Seating & Catering
Plated, Buffet or Family-Style: The Honest Pros and Cons
How you serve the food shapes the whole reception more than people expect. It sets the pace, the noise, the formality, and a fair chunk of the bill. Most couples agonise over the menu itself and barely think about the service style, then wonder why the meal felt rushed or why the bar bill was so high. So here's the honest version of plated versus buffet versus family-style, with the trade-offs nobody mentions at the tasting.
Plated: the polished classic
A plated meal is the formal option. Guests stay seated, courses arrive in waves, and staff do all the carrying. It looks elegant and it photographs beautifully. If you're picturing a grand room, a string quartet and a proper sit-down do, this is the one.
The upside is control and calm. Everyone eats at the same time, portions are consistent, and there's no queue snaking past the top table. It also reads as the most "wedding" of the three, which matters to some families.
The downsides are cost and rigidity. Plated service needs more waiting staff, which pushes the price up. You'll usually pick two or three set choices and gather everyone's selection in advance, which means chasing meal choices and tracking who ordered what. Get a count wrong and someone goes without their first choice. It's also the slowest to design around dietary needs, because every variation is another plate the kitchen has to track.

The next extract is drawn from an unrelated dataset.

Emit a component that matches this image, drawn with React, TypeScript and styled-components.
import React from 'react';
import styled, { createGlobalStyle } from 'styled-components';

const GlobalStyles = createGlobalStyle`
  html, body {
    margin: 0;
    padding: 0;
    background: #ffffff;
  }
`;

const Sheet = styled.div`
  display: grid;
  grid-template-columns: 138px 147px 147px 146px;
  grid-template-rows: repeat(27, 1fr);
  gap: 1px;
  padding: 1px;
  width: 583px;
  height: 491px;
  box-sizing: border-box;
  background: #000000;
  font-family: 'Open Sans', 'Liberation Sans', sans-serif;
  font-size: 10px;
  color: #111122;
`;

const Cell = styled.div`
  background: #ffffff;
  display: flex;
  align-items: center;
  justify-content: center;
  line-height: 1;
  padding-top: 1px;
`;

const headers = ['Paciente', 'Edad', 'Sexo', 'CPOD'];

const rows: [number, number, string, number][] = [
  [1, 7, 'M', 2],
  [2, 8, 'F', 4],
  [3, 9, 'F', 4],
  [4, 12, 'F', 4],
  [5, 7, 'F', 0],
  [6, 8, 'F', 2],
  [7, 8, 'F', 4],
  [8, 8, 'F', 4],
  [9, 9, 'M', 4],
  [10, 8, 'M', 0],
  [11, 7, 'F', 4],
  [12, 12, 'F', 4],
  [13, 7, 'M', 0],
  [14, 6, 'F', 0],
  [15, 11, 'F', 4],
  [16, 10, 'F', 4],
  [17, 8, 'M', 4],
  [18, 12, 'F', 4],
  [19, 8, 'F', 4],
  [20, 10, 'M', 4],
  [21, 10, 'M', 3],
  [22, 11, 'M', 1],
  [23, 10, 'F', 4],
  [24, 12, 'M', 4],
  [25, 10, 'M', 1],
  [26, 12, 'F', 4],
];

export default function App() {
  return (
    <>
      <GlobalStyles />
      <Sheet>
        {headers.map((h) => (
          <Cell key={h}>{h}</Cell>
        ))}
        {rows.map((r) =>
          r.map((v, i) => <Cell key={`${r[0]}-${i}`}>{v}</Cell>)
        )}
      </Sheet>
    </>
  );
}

A practical tip: collecting meal choices on paper RSVPs is a nightmare to tally. A wedding website that captures each guest's course selection, and flags allergies as they reply, saves you transcribing 80 scraps of card. Build The Day does exactly this, so your caterer gets a clean list rather than your best guess.
Buffet: relaxed and flexible
A buffet sets the food out and lets guests help themselves. It's the casual, generous option, and it suits relaxed venues, big appetites and crowds with varied tastes. People love being able to take what they actually want and go back for more.

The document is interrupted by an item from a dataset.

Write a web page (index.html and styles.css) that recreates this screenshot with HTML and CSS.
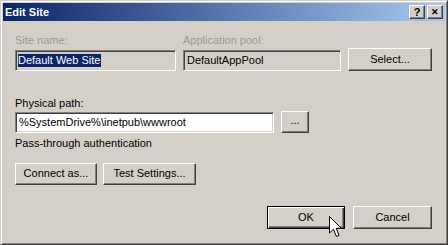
FILE: index.html
```html
<!DOCTYPE html>
<html><head>
<meta charset="utf-8">
<link rel="stylesheet" href="styles.css">
</head><body>
<div class="window">
	<div class="titlebar">
		<span class="title">Edit Site</span>
		<span class="capbtn">?</span>
		<span class="capbtn close">&#x2715;</span>
	</div>
	<div class="content">
		<div class="siterow">
			<div class="label off">Site name:</div>
			<div class="label off">Application pool:</div>
			<div></div>
			<div class="field ro site"><span class="sel">Default Web Site</span></div>
			<div class="field ro pool">DefaultAppPool</div>
			<div class="btn select">Select...</div>
		</div>
		<div class="label path_label">Physical path:</div>
		<div class="pathrow">
			<div class="field path">%SystemDrive%\inetpub\wwwroot</div>
			<div class="btn browse">...</div>
		</div>
		<div class="label pass">Pass-through authentication</div>
		<div class="btnrow">
			<div class="btn connect">Connect as...</div>
			<div class="btn test">Test Settings...</div>
		</div>
		<div class="footer">
			<div class="btn default ok">OK<svg class="cursor" width="13" height="22" viewBox="0 0 13 22"><polygon points="0.5,0.5 0.5,17 4.5,13.2 7.4,20.5 10,19.4 7.2,12.3 12.3,12.3" fill="#fff" stroke="#000" stroke-width="1"/></svg></div>
			<div class="btn cancel">Cancel</div>
		</div>
	</div>
</div>
</body></html>
```
FILE: styles.css
```css
html,body{margin:0;padding:0;background:#d4d0c8;}
body{font-family:"Liberation Sans",Arial,sans-serif;font-size:11px;color:#000;}
.window{width:448px;height:245px;box-sizing:border-box;border:1px solid;border-color:#d4d0c8 #404040 #404040 #d4d0c8;box-shadow:inset 1px 1px #fff,inset -1px -1px #808080;padding:2px;background:#d4d0c8;display:flex;flex-direction:column;}
.titlebar{height:18px;display:flex;align-items:center;background:linear-gradient(to right,#0a246a,#a6caf0);padding:0 2px 0 2px;}
.title{flex:1;color:#fff;font-weight:bold;font-size:11px;line-height:18px;}
.capbtn{width:16px;height:14px;box-sizing:border-box;background:#d4d0c8;border:1px solid;border-color:#fff #404040 #404040 #fff;box-shadow:inset -1px -1px #808080;font-weight:bold;font-size:11px;line-height:12px;text-align:center;margin-left:2px;}
.capbtn.close{font-size:9px;line-height:12px;}
.content{flex:1;padding:13px 0 0 12px;}
.label{height:13px;line-height:13px;}
.off{color:#9c9a94;}
.siterow{display:grid;grid-template-columns:161px 158px 84px;column-gap:7px;align-items:end;}
.siterow .label{margin-bottom:1px;}
.field{box-sizing:border-box;height:21px;border:1px solid;border-color:#808080 #fff #fff #808080;box-shadow:inset 1px 1px #404040,inset -1px -1px #d4d0c8;padding:3px 0 0 3px;line-height:13px;white-space:nowrap;}
.ro{background:#d4d0c8;}
.sel{background:#0a246a;color:#fff;padding:0 1px 0 0;margin-left:-1px;display:inline-block;}
.btn{box-sizing:border-box;height:23px;border:1px solid;border-color:#fff #404040 #404040 #fff;box-shadow:inset -1px -1px #808080;text-align:center;line-height:20px;background:#d4d0c8;}
.path_label{margin-top:26px;}
.pathrow{display:flex;align-items:end;gap:7px;margin-top:1px;}
.field.path{width:259px;background:#fff;}
.browse{width:28px;height:22px;line-height:16px;}
.pass{margin-top:4px;}
.btnrow{display:flex;gap:6px;margin-top:13px;}
.connect{width:82px;height:22px;line-height:19px;}
.test{width:93px;height:22px;line-height:19px;}
.footer{display:flex;justify-content:flex-end;gap:8px;margin:21px 13px 0 0;}
.ok{width:78px;position:relative;}
.cancel{width:79px;}
.btn.default{border:1px solid #000;box-shadow:inset 1px 1px #fff,inset -1px -1px #404040,inset -2px -2px #808080;}
.cursor{position:absolute;left:61px;top:9px;}
```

The big win is flexibility. Fussy eaters, big eaters, kids and most dietary needs are handled in one go, because there's choice on the table. It's often cheaper too, since you need fewer servers and the kitchen isn't plating individually.
But buffets have a rhythm problem. Releasing 90 people to a single line is chaos, so tables get called up in turn, and the last table can wait 25 minutes to eat. By then the first table has finished. Food sitting out can lose its shine, the queue eats into your day, and the room never feels as together as a sit-down meal. Done well, with two service lines and a sensible release order, it flows. Done badly, it's a scrum.
Family-style: the warm middle ground
Family-style, sometimes called sharing or feasting, puts large platters on each table for guests to pass around. Think roasts carved at the table, big bowls of veg, sharing boards. It's having a real moment, and for good reason. It feels generous and convivial, like a proper Sunday lunch scaled up.
It strikes a nice balance: everyone's seated like a plated meal, but the help-yourself spirit of a buffet stays, with no queue. It's brilliant for getting tables talking, especially where you've sat strangers together. There's something about passing the potatoes that breaks the ice.
The catches are real, though. You need bigger tables, or you sacrifice space to platters, candles and glasses fighting for room. It can get more expensive than a buffet because of the extra serveware and the generous portions caterers cook to avoid empty bowls. And it's the hardest to get right with strict dietary needs, since shared platters and a serious allergy don't mix. Those guests usually get their own plated dish anyway.
Comparing the three at a glance
| Plated | Buffet | Family-style | |
|---|---|---|---|
| Typical cost | Highest | Lowest | Middle to high |
| Staff needed | Most | Fewest | Middle |
| Speed to serve | Steady, all at once | Slow with queues | Quick once seated |
| Formality | Formal | Relaxed | Relaxed but warm |
| Handles fussy eaters | Poorly | Very well | Well |
| Table conversation | Quieter | Broken by queue | Best of the three |
| Allergy handling | Per-plate, fiddly | Easy with labels | Trickiest |
How to actually choose
Start with the feel you want, not the food. If you're after grandeur and a clear running order, plated earns its keep. If you want relaxed and generous and you're watching the budget, buffet. If you want guests laughing and passing bowls around, family-style.
Then sanity-check against three things. Your venue: small round tables struggle with sharing platters, and tight rooms make buffet queues painful. Your guests: an older crowd may not love queueing, while a young, hungry lot won't mind. Your budget: plated is usually the priciest once you count the staff, and a buffet frees up money for, say, a better bar.
One last thing worth saying. A "cheaper" buffet can quietly cost more if guests are stuck queueing with empty glasses and drift to the bar to pass the time. Whatever you pick, brief your venue on timings so the food, the drinks and the speeches don't trip over each other. The service style isn't just about the meal. It sets the tempo for the whole afternoon.